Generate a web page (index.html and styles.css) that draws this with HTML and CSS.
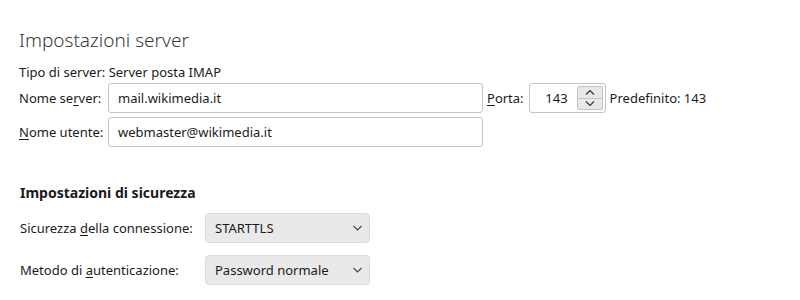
FILE: index.html
```html
<!DOCTYPE html>
<html>
    <head>
        <title>Impostazioni server</title>
        <link rel="stylesheet" href="styles.css">
    </head>
    <body>
        <div class="panel">
            <h1 class="title">Impostazioni server</h1>

            <div class="server-type">Tipo di server: Server posta IMAP</div>

            <div class="server-grid">
                <label class="label">Nome se<u>r</u>ver:</label>
                <div class="textbox">mail.wikimedia.it</div>
                <label class="label port-label"><u>P</u>orta:</label>
                <div class="spin">
                    <span class="spin-value">143</span>
                    <div class="spin-buttons">
                        <span class="spin-btn">
                            <svg width="10" height="6" viewBox="0 0 10 6"><path d="M1 5.5 L5 1.5 L9 5.5" fill="none" stroke="#333" stroke-width="1.1"/></svg>
                        </span>
                        <span class="spin-btn">
                            <svg width="10" height="6" viewBox="0 0 10 6"><path d="M1 0.5 L5 4.5 L9 0.5" fill="none" stroke="#333" stroke-width="1.1"/></svg>
                        </span>
                    </div>
                </div>
                <span class="default-port">Predefinito: 143</span>

                <label class="label"><u>N</u>ome utente:</label>
                <div class="textbox">webmaster@wikimedia.it</div>
            </div>

            <h2 class="subtitle">Impostazioni di sicurezza</h2>

            <div class="security-grid">
                <label class="label">Sicurezza <u>d</u>ella connessione:</label>
                <div class="select">
                    <span>STARTTLS</span>
                    <svg width="9" height="6" viewBox="0 0 9 6"><path d="M0.5 1 L4.5 5 L8.5 1" fill="none" stroke="#444" stroke-width="1.1"/></svg>
                </div>
                <label class="label">Metodo di <u>a</u>utenticazione:</label>
                <div class="select">
                    <span>Password normale</span>
                    <svg width="9" height="6" viewBox="0 0 9 6"><path d="M0.5 1 L4.5 5 L8.5 1" fill="none" stroke="#444" stroke-width="1.1"/></svg>
                </div>
            </div>
        </div>
    </body>
</html>
```

FILE: styles.css
```css
body {
    margin: 0;
    background: #ffffff;
    color: #1b1b1b;
    font-family: "Noto Sans", "Open Sans", sans-serif;
    font-size: 13px;
}

.panel {
    padding: 28px 0 0 19px;
}

.title {
    margin: 0;
    font-size: 19px;
    font-weight: 300;
    color: #3a3a3a;
    line-height: 24px;
}

.server-type {
    margin-top: 12px;
    line-height: 17px;
}

.label {
    white-space: nowrap;
}

.label u {
    text-decoration-thickness: 1px;
    text-underline-offset: 2px;
}

/* label | text box | port label | spin box | default port */
.server-grid {
    display: grid;
    grid-template-columns: 89px 375px auto 77px auto;
    justify-content: start;
    row-gap: 4px;
    align-items: center;
    margin-top: 2px;
}

.textbox {
    box-sizing: border-box;
    height: 30px;
    padding: 0 9px;
    border: 1px solid #c4c4c4;
    border-radius: 3px;
    display: flex;
    align-items: center;
}

.port-label {
    margin: 0 5px 0 4px;
}

.spin {
    box-sizing: border-box;
    height: 30px;
    border: 1px solid #c4c4c4;
    border-radius: 3px;
    display: flex;
    align-items: stretch;
    padding: 2px;
}

.spin-value {
    flex: 1;
    display: flex;
    align-items: center;
    justify-content: flex-end;
    padding-right: 9px;
}

.spin-buttons {
    width: 24px;
    display: flex;
    flex-direction: column;
    border: 1px solid #c4c4c4;
    border-radius: 2px;
    background: #e8e8e8;
}

.spin-btn {
    flex: 1;
    display: flex;
    align-items: center;
    justify-content: center;
}

.spin-btn + .spin-btn {
    border-top: 1px solid #c4c4c4;
}

.default-port {
    margin-left: 4px;
}

.subtitle {
    margin: 36px 0 0 1px;
    font-size: 14px;
    font-weight: 700;
    line-height: 20px;
}

.security-grid {
    display: grid;
    grid-template-columns: 186px 165px;
    row-gap: 12px;
    align-items: center;
    margin-top: 10px;
}

.security-grid .label {
    margin-left: 1px;
}

.select {
    box-sizing: border-box;
    height: 30px;
    padding: 0 7px 0 9px;
    background: #e9e9e9;
    border: 1px solid #dcdcdc;
    border-radius: 4px;
    display: flex;
    align-items: center;
    justify-content: space-between;
}
```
—————
Your task is to reproduce all of the material exactly. The pictures stay out.

Generate a web page (index.html and styles.css) that draws this with HTML and CSS.
FILE: index.html
```html
<!DOCTYPE html>
<html>
    <head>
        <title>Impostazioni server</title>
        <link rel="stylesheet" href="styles.css">
    </head>
    <body>
        <div class="panel">
            <h1 class="title">Impostazioni server</h1>

            <div class="server-type">Tipo di server: Server posta IMAP</div>

            <div class="server-grid">
                <label class="label">Nome se<u>r</u>ver:</label>
                <div class="textbox">mail.wikimedia.it</div>
                <label class="label port-label"><u>P</u>orta:</label>
                <div class="spin">
                    <span class="spin-value">143</span>
                    <div class="spin-buttons">
                        <span class="spin-btn">
                            <svg width="10" height="6" viewBox="0 0 10 6"><path d="M1 5.5 L5 1.5 L9 5.5" fill="none" stroke="#333" stroke-width="1.1"/></svg>
                        </span>
                        <span class="spin-btn">
                            <svg width="10" height="6" viewBox="0 0 10 6"><path d="M1 0.5 L5 4.5 L9 0.5" fill="none" stroke="#333" stroke-width="1.1"/></svg>
                        </span>
                    </div>
                </div>
                <span class="default-port">Predefinito: 143</span>

                <label class="label"><u>N</u>ome utente:</label>
                <div class="textbox">webmaster@wikimedia.it</div>
            </div>

            <h2 class="subtitle">Impostazioni di sicurezza</h2>

            <div class="security-grid">
                <label class="label">Sicurezza <u>d</u>ella connessione:</label>
                <div class="select">
                    <span>STARTTLS</span>
                    <svg width="9" height="6" viewBox="0 0 9 6"><path d="M0.5 1 L4.5 5 L8.5 1" fill="none" stroke="#444" stroke-width="1.1"/></svg>
                </div>
                <label class="label">Metodo di <u>a</u>utenticazione:</label>
                <div class="select">
                    <span>Password normale</span>
                    <svg width="9" height="6" viewBox="0 0 9 6"><path d="M0.5 1 L4.5 5 L8.5 1" fill="none" stroke="#444" stroke-width="1.1"/></svg>
                </div>
            </div>
        </div>
    </body>
</html>
```

FILE: styles.css
```css
body {
    margin: 0;
    background: #ffffff;
    color: #1b1b1b;
    font-family: "Noto Sans", "Open Sans", sans-serif;
    font-size: 13px;
}

.panel {
    padding: 28px 0 0 19px;
}

.title {
    margin: 0;
    font-size: 19px;
    font-weight: 300;
    color: #3a3a3a;
    line-height: 24px;
}

.server-type {
    margin-top: 12px;
    line-height: 17px;
}

.label {
    white-space: nowrap;
}

.label u {
    text-decoration-thickness: 1px;
    text-underline-offset: 2px;
}

/* label | text box | port label | spin box | default port */
.server-grid {
    display: grid;
    grid-template-columns: 89px 375px auto 77px auto;
    justify-content: start;
    row-gap: 4px;
    align-items: center;
    margin-top: 2px;
}

.textbox {
    box-sizing: border-box;
    height: 30px;
    padding: 0 9px;
    border: 1px solid #c4c4c4;
    border-radius: 3px;
    display: flex;
    align-items: center;
}

.port-label {
    margin: 0 5px 0 4px;
}

.spin {
    box-sizing: border-box;
    height: 30px;
    border: 1px solid #c4c4c4;
    border-radius: 3px;
    display: flex;
    align-items: stretch;
    padding: 2px;
}

.spin-value {
    flex: 1;
    display: flex;
    align-items: center;
    justify-content: flex-end;
    padding-right: 9px;
}

.spin-buttons {
    width: 24px;
    display: flex;
    flex-direction: column;
    border: 1px solid #c4c4c4;
    border-radius: 2px;
    background: #e8e8e8;
}

.spin-btn {
    flex: 1;
    display: flex;
    align-items: center;
    justify-content: center;
}

.spin-btn + .spin-btn {
    border-top: 1px solid #c4c4c4;
}

.default-port {
    margin-left: 4px;
}

.subtitle {
    margin: 36px 0 0 1px;
    font-size: 14px;
    font-weight: 700;
    line-height: 20px;
}

.security-grid {
    display: grid;
    grid-template-columns: 186px 165px;
    row-gap: 12px;
    align-items: center;
    margin-top: 10px;
}

.security-grid .label {
    margin-left: 1px;
}

.select {
    box-sizing: border-box;
    height: 30px;
    padding: 0 7px 0 9px;
    background: #e9e9e9;
    border: 1px solid #dcdcdc;
    border-radius: 4px;
    display: flex;
    align-items: center;
    justify-content: space-between;
}
```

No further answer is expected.